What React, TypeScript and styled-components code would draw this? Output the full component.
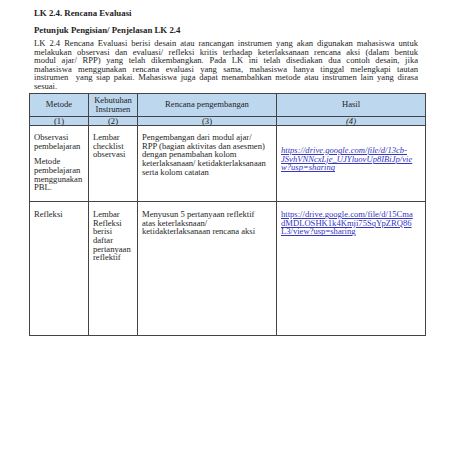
import React from "react";
import styled, { createGlobalStyle } from "styled-components";

const Global = createGlobalStyle`
  html, body { margin: 0; padding: 0; background: #fff; }
  body { font-family: "Liberation Serif", "Times New Roman", serif; color: #1e1e1e; }
`;

const Page = styled.div`
  width: 452px;
  height: 452px;
  box-sizing: border-box;
  padding: 8px 34px 0 34px;
`;

const Title = styled.div`
  font-weight: bold;
  font-size: 8.8px;
  line-height: 10px;
`;

const Subtitle = styled.div`
  font-weight: bold;
  font-size: 8.8px;
  line-height: 10px;
  margin-top: 7px;
`;

const Para = styled.p`
  margin: 4px 0 0 0;
  font-size: 8.6px;
  line-height: 8.6px;
  text-align: justify;
  text-align-last: justify;
`;

const Table = styled.table`
  margin: 2px 0 0 -5px;
  width: 396px;
  border-collapse: collapse;
  table-layout: fixed;
  font-size: 8.6px;
  line-height: 8.6px;
`;

const Th = styled.th<{ $italic?: boolean; $h?: number }>`
  background: #bdd7ee;
  border: 1px solid #444;
  font-weight: normal;
  text-align: center;
  vertical-align: middle;
  padding: 0 2px;
  height: ${(p) => p.$h ?? 8}px;
  font-style: ${(p) => (p.$italic ? "italic" : "normal")};
  white-space: nowrap;
`;

const Td = styled.td<{ $h: number; $pt?: number }>`
  border: 1px solid #444;
  vertical-align: top;
  padding: ${(p) => p.$pt ?? 7}px 4px 0 4px;
  height: ${(p) => p.$h}px;
  box-sizing: border-box;
  white-space: nowrap;
`;

const Gap = styled.div`
  margin-top: 7px;
`;

const Link = styled.a<{ $italic?: boolean }>`
  color: #3535c0;
  text-decoration: underline;
  font-style: ${(p) => (p.$italic ? "italic" : "normal")};
`;

const paraLines = [
  "LK 2.4 Rencana Evaluasi berisi desain atau rancangan instrumen yang akan digunakan mahasiswa untuk",
  "melakukan observasi dan evaluasi/ refleksi kritis terhadap keterlaksanaan rencana aksi (dalam bentuk",
  "modul ajar/ RPP) yang telah dikembangkan.  Pada LK ini telah disediakan dua contoh desain, jika",
  "mahasiswa menggunakan rencana evaluasi yang sama, mahasiswa hanya tinggal melengkapi tautan",
  "instrumen\u00a0 yang siap pakai. Mahasiswa juga dapat menambahkan metode atau instrumen lain yang dirasa",
  "sesuai.",
];

const lines = (arr: string[]) =>
  arr.map((t, i) => (
    <React.Fragment key={i}>
      {i > 0 && <br />}
      {t}
    </React.Fragment>
  ));

export default function App() {
  return (
    <>
      <Global />
      <Page>
        <Title>LK 2.4. Rencana Evaluasi</Title>
        <Subtitle>Petunjuk Pengisian/ Penjelasan LK 2.4</Subtitle>
        <Para>{lines(paraLines)}</Para>
        <Table>
          <colgroup>
            <col style={{ width: 59 }} />
            <col style={{ width: 49 }} />
            <col style={{ width: 139 }} />
            <col style={{ width: 149 }} />
          </colgroup>
          <thead>
            <tr>
              <Th $h={22}>Metode</Th>
              <Th $h={22}>{lines(["Kebutuhan", "Instrumen"])}</Th>
              <Th $h={22}>Rencana pengembangan</Th>
              <Th $h={22}>Hasil</Th>
            </tr>
            <tr>
              <Th>(1)</Th>
              <Th>(2)</Th>
              <Th>(3)</Th>
              <Th $italic>(4)</Th>
            </tr>
          </thead>
          <tbody>
            <tr>
              <Td $h={76}>
                {lines(["Observasi", "pembelajaran"])}
                <Gap>{lines(["Metode", "pembelajaran", "menggunakan", "PBL."])}</Gap>
              </Td>
              <Td $h={76}>{lines(["Lembar", "checklist", "observasi"])}</Td>
              <Td $h={76}>
                {lines([
                  "Pengembangan dari modul ajar/",
                  "RPP (bagian aktivitas dan asesmen)",
                  "dengan penambahan kolom",
                  "keterlaksanaan/ ketidakterlaksanaan",
                  "serta kolom catatan",
                ])}
              </Td>
              <Td $h={76} $pt={20}>
                <Link $italic href="#">
                  {lines([
                    "https://drive.google.com/file/d/13cb-",
                    "JSvhVNNcxLje_UJYluovUp8IBiJp/vie",
                    "w?usp=sharing",
                  ])}
                </Link>
              </Td>
            </tr>
            <tr>
              <Td $h={134} $pt={8}>Refleksi</Td>
              <Td $h={134} $pt={8}>
                {lines(["Lembar", "Refleksi", "berisi", "daftar", "pertanyaan", "reflektif"])}
              </Td>
              <Td $h={134} $pt={8}>
                {lines([
                  "Menyusun 5 pertanyaan reflektif",
                  "atas keterlaksnaan/",
                  "ketidakterlaksanaan rencana aksi",
                ])}
              </Td>
              <Td $h={134} $pt={8}>
                <Link href="#">
                  {lines([
                    "https://drive.google.com/file/d/15Cma",
                    "dMDLOSHK1k4Kmji75SqYpZRQ86",
                    "L3/view?usp=sharing",
                  ])}
                </Link>
              </Td>
            </tr>
          </tbody>
        </Table>
      </Page>
    </>
  );
}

— Directive —
Repeat the data in full and exactly. Omit pictures.

— Correct result —
What React, TypeScript and styled-components code would draw this? Output the full component.
import React from "react";
import styled, { createGlobalStyle } from "styled-components";

const Global = createGlobalStyle`
  html, body { margin: 0; padding: 0; background: #fff; }
  body { font-family: "Liberation Serif", "Times New Roman", serif; color: #1e1e1e; }
`;

const Page = styled.div`
  width: 452px;
  height: 452px;
  box-sizing: border-box;
  padding: 8px 34px 0 34px;
`;

const Title = styled.div`
  font-weight: bold;
  font-size: 8.8px;
  line-height: 10px;
`;

const Subtitle = styled.div`
  font-weight: bold;
  font-size: 8.8px;
  line-height: 10px;
  margin-top: 7px;
`;

const Para = styled.p`
  margin: 4px 0 0 0;
  font-size: 8.6px;
  line-height: 8.6px;
  text-align: justify;
  text-align-last: justify;
`;

const Table = styled.table`
  margin: 2px 0 0 -5px;
  width: 396px;
  border-collapse: collapse;
  table-layout: fixed;
  font-size: 8.6px;
  line-height: 8.6px;
`;

const Th = styled.th<{ $italic?: boolean; $h?: number }>`
  background: #bdd7ee;
  border: 1px solid #444;
  font-weight: normal;
  text-align: center;
  vertical-align: middle;
  padding: 0 2px;
  height: ${(p) => p.$h ?? 8}px;
  font-style: ${(p) => (p.$italic ? "italic" : "normal")};
  white-space: nowrap;
`;

const Td = styled.td<{ $h: number; $pt?: number }>`
  border: 1px solid #444;
  vertical-align: top;
  padding: ${(p) => p.$pt ?? 7}px 4px 0 4px;
  height: ${(p) => p.$h}px;
  box-sizing: border-box;
  white-space: nowrap;
`;

const Gap = styled.div`
  margin-top: 7px;
`;

const Link = styled.a<{ $italic?: boolean }>`
  color: #3535c0;
  text-decoration: underline;
  font-style: ${(p) => (p.$italic ? "italic" : "normal")};
`;

const paraLines = [
  "LK 2.4 Rencana Evaluasi berisi desain atau rancangan instrumen yang akan digunakan mahasiswa untuk",
  "melakukan observasi dan evaluasi/ refleksi kritis terhadap keterlaksanaan rencana aksi (dalam bentuk",
  "modul ajar/ RPP) yang telah dikembangkan.  Pada LK ini telah disediakan dua contoh desain, jika",
  "mahasiswa menggunakan rencana evaluasi yang sama, mahasiswa hanya tinggal melengkapi tautan",
  "instrumen\u00a0 yang siap pakai. Mahasiswa juga dapat menambahkan metode atau instrumen lain yang dirasa",
  "sesuai.",
];

const lines = (arr: string[]) =>
  arr.map((t, i) => (
    <React.Fragment key={i}>
      {i > 0 && <br />}
      {t}
    </React.Fragment>
  ));

export default function App() {
  return (
    <>
      <Global />
      <Page>
        <Title>LK 2.4. Rencana Evaluasi</Title>
        <Subtitle>Petunjuk Pengisian/ Penjelasan LK 2.4</Subtitle>
        <Para>{lines(paraLines)}</Para>
        <Table>
          <colgroup>
            <col style={{ width: 59 }} />
            <col style={{ width: 49 }} />
            <col style={{ width: 139 }} />
            <col style={{ width: 149 }} />
          </colgroup>
          <thead>
            <tr>
              <Th $h={22}>Metode</Th>
              <Th $h={22}>{lines(["Kebutuhan", "Instrumen"])}</Th>
              <Th $h={22}>Rencana pengembangan</Th>
              <Th $h={22}>Hasil</Th>
            </tr>
            <tr>
              <Th>(1)</Th>
              <Th>(2)</Th>
              <Th>(3)</Th>
              <Th $italic>(4)</Th>
            </tr>
          </thead>
          <tbody>
            <tr>
              <Td $h={76}>
                {lines(["Observasi", "pembelajaran"])}
                <Gap>{lines(["Metode", "pembelajaran", "menggunakan", "PBL."])}</Gap>
              </Td>
              <Td $h={76}>{lines(["Lembar", "checklist", "observasi"])}</Td>
              <Td $h={76}>
                {lines([
                  "Pengembangan dari modul ajar/",
                  "RPP (bagian aktivitas dan asesmen)",
                  "dengan penambahan kolom",
                  "keterlaksanaan/ ketidakterlaksanaan",
                  "serta kolom catatan",
                ])}
              </Td>
              <Td $h={76} $pt={20}>
                <Link $italic href="#">
                  {lines([
                    "https://drive.google.com/file/d/13cb-",
                    "JSvhVNNcxLje_UJYluovUp8IBiJp/vie",
                    "w?usp=sharing",
                  ])}
                </Link>
              </Td>
            </tr>
            <tr>
              <Td $h={134} $pt={8}>Refleksi</Td>
              <Td $h={134} $pt={8}>
                {lines(["Lembar", "Refleksi", "berisi", "daftar", "pertanyaan", "reflektif"])}
              </Td>
              <Td $h={134} $pt={8}>
                {lines([
                  "Menyusun 5 pertanyaan reflektif",
                  "atas keterlaksnaan/",
                  "ketidakterlaksanaan rencana aksi",
                ])}
              </Td>
              <Td $h={134} $pt={8}>
                <Link href="#">
                  {lines([
                    "https://drive.google.com/file/d/15Cma",
                    "dMDLOSHK1k4Kmji75SqYpZRQ86",
                    "L3/view?usp=sharing",
                  ])}
                </Link>
              </Td>
            </tr>
          </tbody>
        </Table>
      </Page>
    </>
  );
}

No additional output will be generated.